The Cayman Islands was added to the FATF gray list and, consequently, the EU and U.K. AML risk lists, not due to any issues with its legislative or supervisory frameworks for AML/CFT, but rather around the need for it to demonstrate effective regulatory and administrative sanctions and prosecutions.

In a statement by the FATF accompanying the announcement that the Cayman Islands is no longer on the FATF gray list, the FATF said that it "welcomes the Cayman Islands' significant progress in improving its AML/CFT regime," and noted that "the Cayman Islands strengthened the effectiveness of its AML/CFT regime to meet the commitments in its action plan regarding the strategic deficiencies that the FATF identified in February 2021."

The EU regulation similarly notes that the Cayman Islands has strengthened the effectiveness of its AML/CFT regime and that it has addressed technical deficiencies to meet the commitments in its action plan on the strategic deficiencies identified by the FATF.

Accordingly, the commission has concluded that the Cayman Islands no longer has strategic deficiencies in its AML/CFT regime.

The removal of the Cayman Islands from the FATF gray list, the EU and U.K. AML risk lists are significant milestones in, and evidence of, the Cayman Islands' commitment to AML/CFT. However, it is important to understand that the Cayman Islands has achieved more than simply its removal from the aforementioned lists.

Instead, the Cayman Islands' commitment to the development of a robust AML/CFT regime is more particularly evidenced by the fact that the Cayman Islands is rated by the FATF as being largely or wholly compliant with all 40 of the FATF recommendations, a level of compliance that almost none of the EU member states and G20 members currently meet.

The FATF recommendations are the global comprehensive and consistent framework of measures that countries should implement to combat money laundering and terrorist financing, as well as the financing of the proliferation of weapons of mass destruction.

The FATF mutual evaluation of FATF members is an ongoing process, meaning that member countries are subject to intensive assessment of their implementation of the FATF's standards, with the fifth round to commence in 2025.

The size and scale of the financial services sector means that the Cayman Islands of the mid-2020s is increasingly a jurisdiction that is a positive force against money laundering, terrorist financing and proliferation financing.

In numerical terms, the Cayman Islands remains home to approximately 100 banks and trust companies and around 700 insurance companies, as well as over 30,000 regulated open and closed-ended investment funds, with assets under management of around $8.5 trillion.

The number of investment funds established in the Cayman Islands continues to grow year-on-year.
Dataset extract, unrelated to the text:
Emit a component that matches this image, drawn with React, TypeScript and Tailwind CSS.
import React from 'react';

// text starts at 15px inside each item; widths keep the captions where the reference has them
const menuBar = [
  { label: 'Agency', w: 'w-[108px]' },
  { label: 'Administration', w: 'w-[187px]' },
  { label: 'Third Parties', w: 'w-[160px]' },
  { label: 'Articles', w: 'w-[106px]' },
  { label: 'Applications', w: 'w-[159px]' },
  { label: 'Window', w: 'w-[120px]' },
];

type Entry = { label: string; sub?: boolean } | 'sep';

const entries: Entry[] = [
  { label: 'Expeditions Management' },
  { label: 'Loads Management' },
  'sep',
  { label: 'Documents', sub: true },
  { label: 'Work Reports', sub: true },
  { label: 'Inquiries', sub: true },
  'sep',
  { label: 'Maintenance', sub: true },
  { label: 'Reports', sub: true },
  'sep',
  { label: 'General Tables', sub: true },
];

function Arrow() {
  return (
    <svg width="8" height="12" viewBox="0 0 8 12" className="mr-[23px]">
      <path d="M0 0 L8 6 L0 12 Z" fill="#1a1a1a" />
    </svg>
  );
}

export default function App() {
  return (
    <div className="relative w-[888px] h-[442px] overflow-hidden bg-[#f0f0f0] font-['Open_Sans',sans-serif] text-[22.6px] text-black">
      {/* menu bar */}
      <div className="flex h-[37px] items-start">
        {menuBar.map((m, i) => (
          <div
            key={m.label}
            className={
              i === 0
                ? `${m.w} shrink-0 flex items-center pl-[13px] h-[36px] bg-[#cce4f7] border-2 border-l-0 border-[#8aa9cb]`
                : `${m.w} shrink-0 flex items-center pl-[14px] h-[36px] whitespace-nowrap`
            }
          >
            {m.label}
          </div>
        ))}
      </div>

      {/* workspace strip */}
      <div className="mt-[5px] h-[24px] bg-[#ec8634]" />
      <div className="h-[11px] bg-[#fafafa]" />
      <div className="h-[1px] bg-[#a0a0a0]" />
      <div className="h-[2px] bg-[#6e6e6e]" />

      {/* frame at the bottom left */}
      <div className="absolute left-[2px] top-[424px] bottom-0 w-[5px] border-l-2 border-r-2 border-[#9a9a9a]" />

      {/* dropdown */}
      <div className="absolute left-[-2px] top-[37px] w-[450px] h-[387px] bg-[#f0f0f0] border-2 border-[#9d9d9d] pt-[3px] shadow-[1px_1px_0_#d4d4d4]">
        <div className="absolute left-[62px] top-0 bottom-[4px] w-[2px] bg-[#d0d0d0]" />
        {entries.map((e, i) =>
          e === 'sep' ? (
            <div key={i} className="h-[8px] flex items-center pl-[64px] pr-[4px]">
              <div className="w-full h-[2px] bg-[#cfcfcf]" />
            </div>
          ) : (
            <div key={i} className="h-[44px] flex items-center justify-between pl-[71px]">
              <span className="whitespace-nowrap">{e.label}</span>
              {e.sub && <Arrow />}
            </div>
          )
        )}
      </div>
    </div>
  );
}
The jurisdiction vies with the U.S. to be the world's largest fund domicile, with the Cayman Islands and the U.S. each having around a third of the world's alternative investment funds, and the next largest jurisdiction, Luxembourg, a fraction of that.
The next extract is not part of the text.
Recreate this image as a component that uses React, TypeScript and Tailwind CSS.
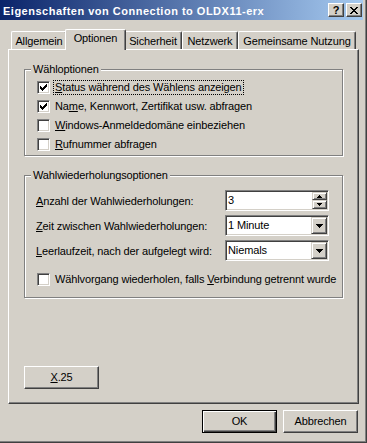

Thus, the Cayman Islands' scale as an international financial center means it has to work harder than many other countries to ensure it is not used for financial crime. Recognition by the FATF, the EU and the U.K. of the jurisdiction's achievements is significant.

Concluding Thoughts

On a practical level, while the FATF gray list, the EU and U.K. AML risk lists did not give rise to any bans or penalties for the Cayman Islands, its removal from the EU and U.K. AML risk lists means that enhanced customer due diligence measures will no longer apply to business relationships and transactions involving the Cayman Islands by virtue of being on these lists. Due diligence was expressly not required as a result of being on the FATF gray list.
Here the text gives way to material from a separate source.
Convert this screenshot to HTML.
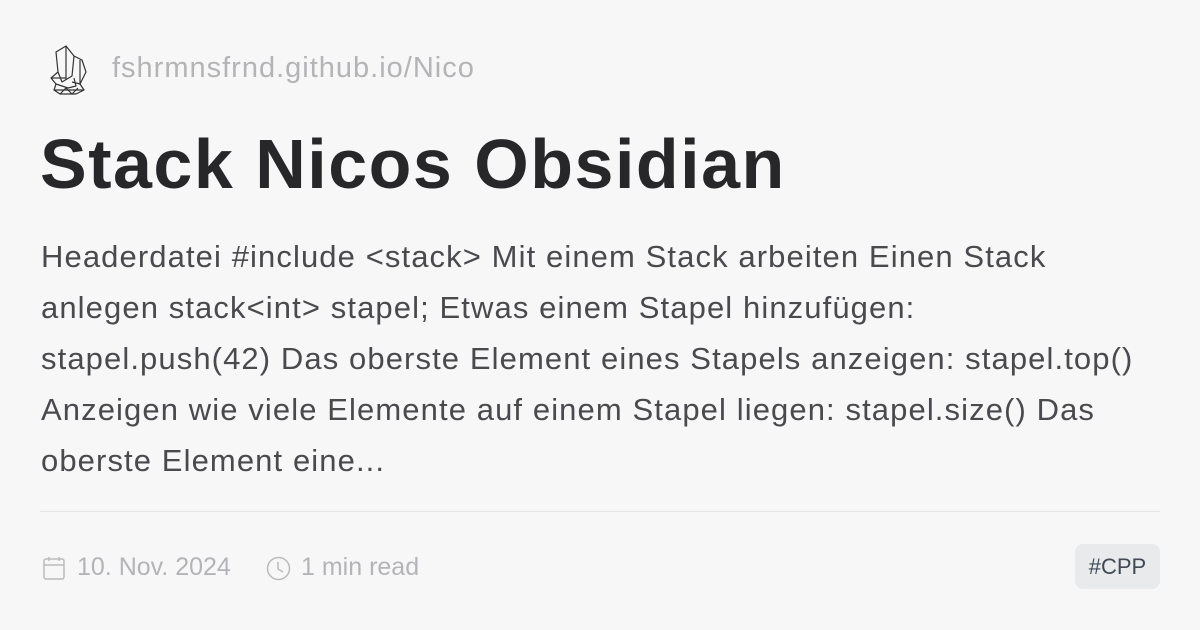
<!DOCTYPE html>
<html><head><meta charset="utf-8"><style>
*{margin:0;padding:0;box-sizing:border-box}
body{width:1200px;height:630px;background:#f7f7f8;font-family:"Liberation Sans",sans-serif;position:relative;overflow:hidden}
.site{position:absolute;left:112px;top:52px;font-size:29px;color:#b4b4b6;letter-spacing:1px}
h1{position:absolute;left:40px;top:124px;font-size:70px;font-weight:bold;color:#27272a;letter-spacing:1.5px;white-space:nowrap}
.desc{position:absolute;left:41px;top:231px;font-size:31px;line-height:51px;color:#4a4a4e;white-space:nowrap;letter-spacing:1.1px}
.hr{position:absolute;left:40px;right:40px;top:511px;height:1px;background:#e4e4e7}
.meta{position:absolute;top:553px;font-size:25px;color:#b4b4b8}
.tag{position:absolute;left:1075px;top:544px;width:85px;height:45px;border-radius:8px;background:#e9eaec;color:#3f4a55;font-size:22px;text-align:center;line-height:45px}
</style></head><body>
<svg style="position:absolute;left:48px;top:42px" width="40" height="54" viewBox="0 0 40 54" fill="none" stroke="#333" stroke-width="1.2" stroke-linejoin="round">
<path d="M8 10 L18 4 L26 14 L24 34 L14 40 L10 30 Z"/><path d="M18 4 L18 38"/><path d="M26 14 L34 18 L38 30 L32 42 L24 40"/><path d="M32 18 L32 42"/><path d="M10 30 L3 36 L8 42 L20 46 L28 44 L26 36"/><path d="M3 36 L18 36"/><path d="M8 42 L6 48 L12 52 L28 52 L36 48 L32 42"/><path d="M6 48 L36 48"/><path d="M12 52 L18 46 L24 52 L30 46"/></svg>
<div class="site">fshrmnsfrnd.github.io/Nico</div>
<h1>Stack Nicos Obsidian</h1>
<div class="desc">Headerdatei #include &lt;stack&gt; Mit einem Stack arbeiten Einen Stack<br>anlegen stack&lt;int&gt; stapel; Etwas einem Stapel hinzufügen:<br>stapel.push(42) Das oberste Element eines Stapels anzeigen: stapel.top()<br>Anzeigen wie viele Elemente auf einem Stapel liegen: stapel.size() Das<br>oberste Element eine...</div>
<div class="hr"></div>
<svg style="position:absolute;left:43px;top:556px" width="22" height="24" viewBox="0 0 22 24" fill="none" stroke="#bbb" stroke-width="1.5"><rect x="1" y="3" width="20" height="20" rx="2"/><path d="M1 9h20M6 1v4M16 1v4"/></svg>
<div class="meta" style="left:77px">10. Nov. 2024</div>
<svg style="position:absolute;left:266px;top:556px" width="25" height="25" viewBox="0 0 25 25" fill="none" stroke="#bbb" stroke-width="1.5"><circle cx="12.5" cy="12.5" r="11"/><path d="M12 6v7l5 3"/></svg>
<div class="meta" style="left:301px">1 min read</div>
<div class="tag">#CPP</div>
</body></html>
This will be a benefit to those conducting financial services with Cayman Islands entities, as it will simplify the due diligence to be conducted in relation to such entities. For example, a bank in London or the EU need not subject a potential Cayman Islands counterparty to enhanced due diligence.

The removal of the Cayman Islands from the EU AML list also means that EU financial institutions will no longer be prohibited, pursuant to Article 4 of the EU Securitization Regulation, from establishing new securitization special purpose entities in the Cayman Islands.

The Cayman Islands is a world-leading jurisdiction for securitization special purpose entities and although the vast majority of these were unaffected by the jurisdiction's appearance on the EU AML list as they had no EU nexus, those that were affected are now already returning.

The Cayman Islands has also been at the forefront of adopting other international regulatory regimes over the past few years. It participates in numerous international regimes intended to prevent harmful tax practices and promote the sharing of tax-relevant information, including the U.S.-focused Foreign Account Tax Compliance Act, as well as the over 100 jurisdictions committed to exchanging information with each other under the Organization for Economic Cooperation and Development's common reporting standard.

The Cayman Islands was one of the earliest adopters of both regimes, automatically sharing the information collected with participating tax authorities worldwide and is committed to maintaining international standards in relation to its AML/CFT regime. It is expected that the Cayman Islands will continue to amend and expand its AML/CFT regime, as necessary, to comply with such standards.